This film seems to be extraordinarily popular with a very small minority who love it to bits. Everybody else should be aware that it's the comedic equivalent of torture porn. This is a documentary about two legendary comedians sitting in a studio for two days while they record an album, and discovering in the process how much they've come to hate each other. It was meant to be three days, but Dud walked out because he couldn't stand another minute in the same room as Pete. Apart from a few minor guest appearances, what you are watching here is the ugly, bitter end of the 20-year Pete & Dud partnership, and the effective death of Peter Cook's entire career.
Dud was a totally unexpected rising Hollywood megastar. Pete was a critically acclaimed comic genius with no career management skills and alcohol and mental health problems who was suddenly in the shadow of the partner he'd always regarded at least partly as a stooge. Desperate for money, Pete begged his old buddy to record one last album with him, and then, apparently under the influence of either serious amounts of booze or total insanity (or indeed both), took the opportunity to pour out all the envy and resentment he'd built up in an utterly deranged flood of bile until his best friend walked out and barely talked to him ever again.
Hilarious, no? Actually, it does have its funny moments, when the gleefully filthy sketches spark a little bit of the old cameraderie.

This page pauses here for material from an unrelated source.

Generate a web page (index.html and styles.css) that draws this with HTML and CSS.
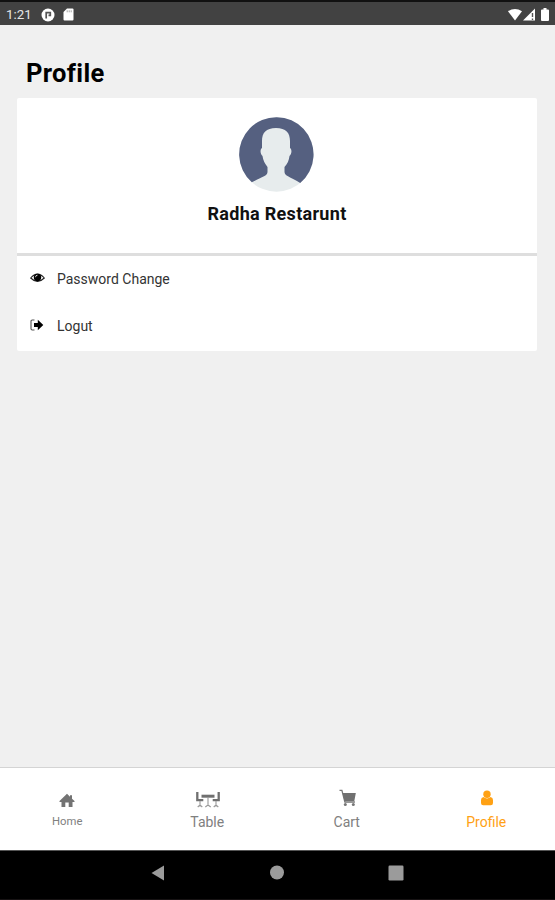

But nearly all of this material is available, some of it in extended versions, on the CDs "Ad Nauseam" and "Come Again", minus the ugly, tedious bickering in between. And even when they're recording, too often Pete simply screams at Dud in a truly pathological manner. As for Dud, his constant mirthless laughter seems to be provoked more by nervousness than amusement, and at one point he has to be talked out of leaving halfway through both the album and the movie. Mind you, when it gets to the stage where your co-star is deliberately spitting chewed-up food into your hair, walking out is probably your best option.

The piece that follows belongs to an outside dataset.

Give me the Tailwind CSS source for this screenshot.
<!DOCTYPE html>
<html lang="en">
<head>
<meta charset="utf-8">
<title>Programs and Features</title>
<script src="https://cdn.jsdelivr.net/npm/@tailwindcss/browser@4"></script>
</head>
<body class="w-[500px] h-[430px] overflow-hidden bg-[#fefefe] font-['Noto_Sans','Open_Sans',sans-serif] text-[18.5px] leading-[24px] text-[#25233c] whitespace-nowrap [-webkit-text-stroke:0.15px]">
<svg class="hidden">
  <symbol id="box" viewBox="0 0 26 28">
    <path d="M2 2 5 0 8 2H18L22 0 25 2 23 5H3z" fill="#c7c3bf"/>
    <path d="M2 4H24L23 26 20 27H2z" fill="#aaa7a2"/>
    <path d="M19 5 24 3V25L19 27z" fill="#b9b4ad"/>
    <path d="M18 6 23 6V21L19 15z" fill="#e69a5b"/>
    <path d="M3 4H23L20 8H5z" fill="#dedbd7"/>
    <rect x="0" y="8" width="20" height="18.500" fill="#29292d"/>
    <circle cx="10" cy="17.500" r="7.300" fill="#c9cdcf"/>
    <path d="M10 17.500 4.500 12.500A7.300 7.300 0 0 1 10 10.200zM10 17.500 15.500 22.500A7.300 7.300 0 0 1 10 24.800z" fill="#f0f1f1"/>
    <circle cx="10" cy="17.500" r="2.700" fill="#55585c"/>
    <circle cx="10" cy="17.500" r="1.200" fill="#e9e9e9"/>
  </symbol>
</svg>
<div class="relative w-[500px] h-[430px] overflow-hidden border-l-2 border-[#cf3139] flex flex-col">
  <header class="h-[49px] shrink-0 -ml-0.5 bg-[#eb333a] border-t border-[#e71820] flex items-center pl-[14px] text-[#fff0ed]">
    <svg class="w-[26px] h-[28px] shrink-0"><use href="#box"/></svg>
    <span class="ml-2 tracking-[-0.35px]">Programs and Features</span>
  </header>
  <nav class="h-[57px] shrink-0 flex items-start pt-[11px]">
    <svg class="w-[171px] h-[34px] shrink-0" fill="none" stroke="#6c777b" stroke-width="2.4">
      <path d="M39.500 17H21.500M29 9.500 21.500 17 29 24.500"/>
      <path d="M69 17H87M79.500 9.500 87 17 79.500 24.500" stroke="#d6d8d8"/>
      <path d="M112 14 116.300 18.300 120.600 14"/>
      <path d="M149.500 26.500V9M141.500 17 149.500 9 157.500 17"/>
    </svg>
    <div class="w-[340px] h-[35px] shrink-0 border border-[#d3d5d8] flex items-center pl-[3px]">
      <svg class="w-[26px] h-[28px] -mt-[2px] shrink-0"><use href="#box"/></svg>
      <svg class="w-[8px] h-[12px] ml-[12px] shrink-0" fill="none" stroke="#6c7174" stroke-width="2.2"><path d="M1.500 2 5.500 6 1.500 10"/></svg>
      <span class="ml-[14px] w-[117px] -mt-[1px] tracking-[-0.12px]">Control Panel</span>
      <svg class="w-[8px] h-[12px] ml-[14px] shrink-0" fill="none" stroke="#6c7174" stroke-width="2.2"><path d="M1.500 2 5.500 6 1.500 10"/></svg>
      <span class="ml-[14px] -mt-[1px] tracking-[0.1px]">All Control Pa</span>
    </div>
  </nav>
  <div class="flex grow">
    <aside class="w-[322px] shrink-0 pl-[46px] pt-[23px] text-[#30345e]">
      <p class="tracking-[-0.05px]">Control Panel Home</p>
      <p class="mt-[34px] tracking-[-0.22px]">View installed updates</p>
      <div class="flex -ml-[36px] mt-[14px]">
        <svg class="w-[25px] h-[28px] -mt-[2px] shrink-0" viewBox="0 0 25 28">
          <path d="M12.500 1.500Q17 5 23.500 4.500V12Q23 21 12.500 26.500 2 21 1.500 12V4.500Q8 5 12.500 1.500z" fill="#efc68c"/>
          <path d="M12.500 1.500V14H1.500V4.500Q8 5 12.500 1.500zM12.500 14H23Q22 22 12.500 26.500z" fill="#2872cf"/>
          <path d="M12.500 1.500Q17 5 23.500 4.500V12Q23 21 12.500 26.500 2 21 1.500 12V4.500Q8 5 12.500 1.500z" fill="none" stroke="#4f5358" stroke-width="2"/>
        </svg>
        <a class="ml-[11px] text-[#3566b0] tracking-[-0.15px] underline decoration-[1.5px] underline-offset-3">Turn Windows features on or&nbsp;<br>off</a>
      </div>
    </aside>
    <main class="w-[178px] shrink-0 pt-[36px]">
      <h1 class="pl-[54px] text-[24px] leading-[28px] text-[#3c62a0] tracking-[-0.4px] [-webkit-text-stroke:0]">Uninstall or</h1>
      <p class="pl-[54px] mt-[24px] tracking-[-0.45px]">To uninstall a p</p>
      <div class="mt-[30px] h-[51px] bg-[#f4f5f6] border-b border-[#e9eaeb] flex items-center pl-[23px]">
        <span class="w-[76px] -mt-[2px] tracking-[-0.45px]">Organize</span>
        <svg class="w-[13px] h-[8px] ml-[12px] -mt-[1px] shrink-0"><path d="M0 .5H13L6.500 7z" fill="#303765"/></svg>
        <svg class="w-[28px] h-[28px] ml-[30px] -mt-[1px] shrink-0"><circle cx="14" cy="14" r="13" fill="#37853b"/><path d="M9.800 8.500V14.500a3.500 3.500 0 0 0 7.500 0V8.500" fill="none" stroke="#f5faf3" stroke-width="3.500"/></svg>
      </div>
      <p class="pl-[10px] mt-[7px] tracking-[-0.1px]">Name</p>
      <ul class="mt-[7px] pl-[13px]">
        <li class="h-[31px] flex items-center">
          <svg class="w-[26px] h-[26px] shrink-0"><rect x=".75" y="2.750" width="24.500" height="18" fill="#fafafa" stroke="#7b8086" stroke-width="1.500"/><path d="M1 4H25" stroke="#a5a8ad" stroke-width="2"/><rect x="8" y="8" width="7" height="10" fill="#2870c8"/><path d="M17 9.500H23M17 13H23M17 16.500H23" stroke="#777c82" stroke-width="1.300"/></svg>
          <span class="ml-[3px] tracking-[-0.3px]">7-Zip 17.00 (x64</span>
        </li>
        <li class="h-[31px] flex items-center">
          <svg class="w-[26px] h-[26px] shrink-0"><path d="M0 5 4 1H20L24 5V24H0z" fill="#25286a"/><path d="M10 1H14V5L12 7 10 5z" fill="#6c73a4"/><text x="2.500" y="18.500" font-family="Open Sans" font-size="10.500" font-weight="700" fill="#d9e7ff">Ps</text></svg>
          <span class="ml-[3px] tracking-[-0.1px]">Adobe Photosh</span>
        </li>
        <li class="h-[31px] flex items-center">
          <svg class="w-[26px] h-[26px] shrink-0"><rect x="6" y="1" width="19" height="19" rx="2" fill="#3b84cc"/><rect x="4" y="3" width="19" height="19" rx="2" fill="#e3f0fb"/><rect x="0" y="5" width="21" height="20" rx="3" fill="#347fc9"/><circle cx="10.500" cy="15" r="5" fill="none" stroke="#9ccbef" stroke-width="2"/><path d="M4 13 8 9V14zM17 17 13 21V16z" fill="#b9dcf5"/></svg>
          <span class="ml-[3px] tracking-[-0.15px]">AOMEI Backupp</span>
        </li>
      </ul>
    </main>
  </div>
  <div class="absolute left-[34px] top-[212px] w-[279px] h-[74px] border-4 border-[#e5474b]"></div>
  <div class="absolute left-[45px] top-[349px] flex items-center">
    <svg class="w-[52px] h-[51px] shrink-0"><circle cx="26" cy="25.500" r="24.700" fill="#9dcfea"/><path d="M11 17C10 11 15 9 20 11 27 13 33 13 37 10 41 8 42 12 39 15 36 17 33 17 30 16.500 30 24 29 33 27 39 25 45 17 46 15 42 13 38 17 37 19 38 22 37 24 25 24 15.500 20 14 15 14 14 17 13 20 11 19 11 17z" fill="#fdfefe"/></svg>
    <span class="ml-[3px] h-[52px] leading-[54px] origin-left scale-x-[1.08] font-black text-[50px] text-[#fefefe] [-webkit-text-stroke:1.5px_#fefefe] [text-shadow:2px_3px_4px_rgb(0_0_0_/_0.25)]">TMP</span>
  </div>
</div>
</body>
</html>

It was actually illegal to own or watch this film in any form until 1993, due to its combination of almost non-stop incredibly strong language, and a very crude discussion about the sexuality of Jesus Christ at a time when blasphemy was still a crime. Perhaps that's why some people think it's a good film. But really, it's mostly just depressing. Russell Mulcahey, who also made "Highlander", its terrible sequel, and lots of movies you've never heard of for a very good reason, points the camera in roughly the right direction and hopes for the best. Third-billed Richard Branson (yes, that guy!) pops up very briefly as the perpetrator of a practical joke Dud isn't amused by in the least. Dudley Moore grits his teeth and tries to bear it, but can't. And Peter Cook makes you like him a lot less than you did before watching this film. So don't.